With nothing coming from tose talks, the NHLPA took a vote to possibly proceed with a Disclaimer of Interest, which could be forthcoming very soon.
Not to be outdone, the league then filed a class action complaint Friday afternoon which seeks a declaration to confirm the legality of the lockout.
Just when you thought things couldn't get any more contentious or litigious between the sides...
At this juncture, there is really only two ways the gridlock can end, either with a shortened, condensed calendar like the 1994/95 lockout -- where an agreement was finally reached in the second week of January and games began on January 20th in the 48-game schedule -- or watching the entire campaign go up in flames as it did in 2004/05.
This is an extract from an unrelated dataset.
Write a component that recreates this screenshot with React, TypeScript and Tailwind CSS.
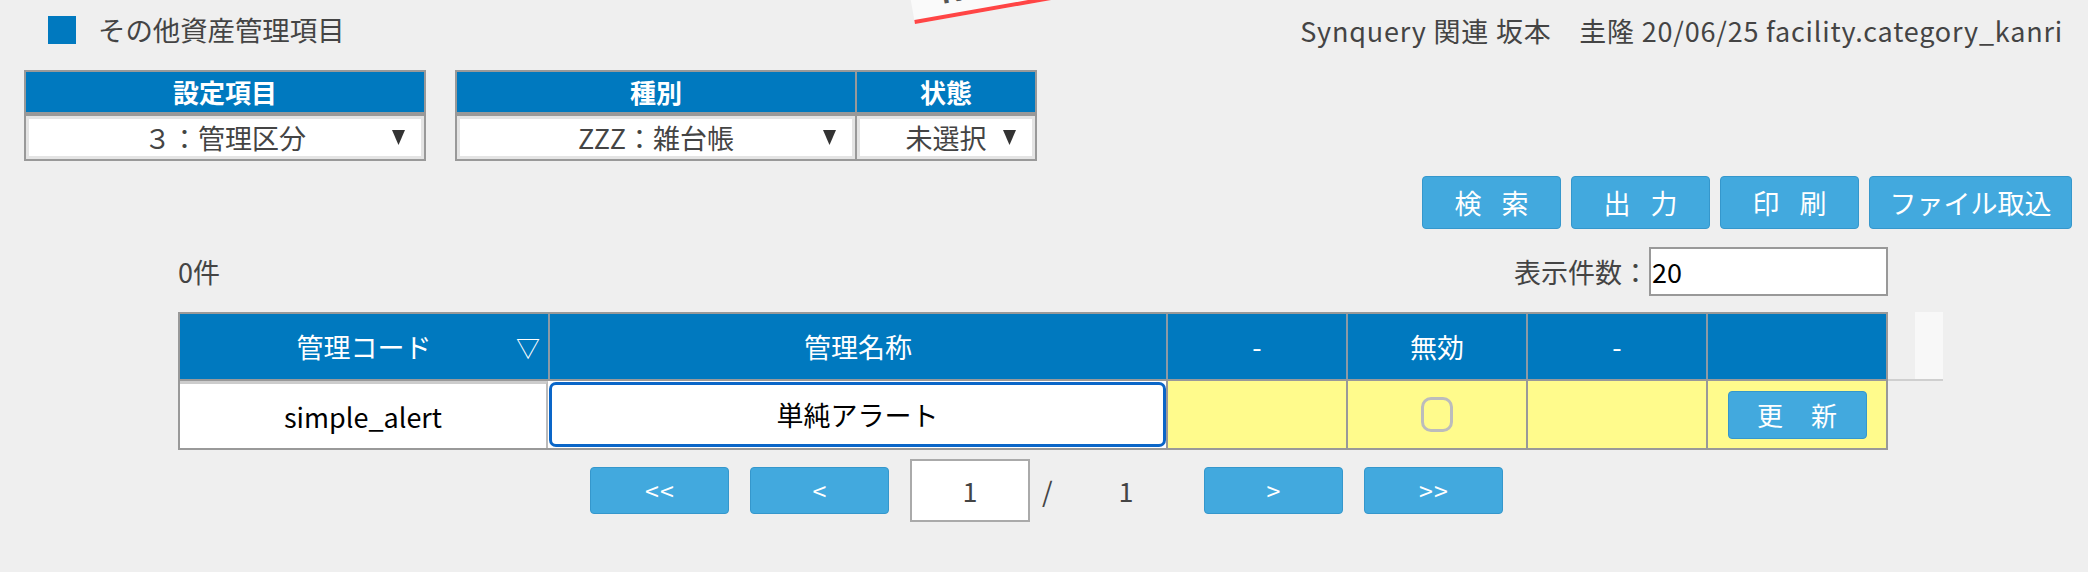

While there is still hope that sanity will somehow prevail and there can still be something to salvage of a 2012/13 NHL season, it is unfortunately looking like the sides may just be content to self-destruct.
And it will be interesting to see what fan reaction will be once this mess is finally sorted out and the league resumes operations -- because after what they've been put through, the base that pays the bills may just have filed a "Disclaimer of Interest" of their very own.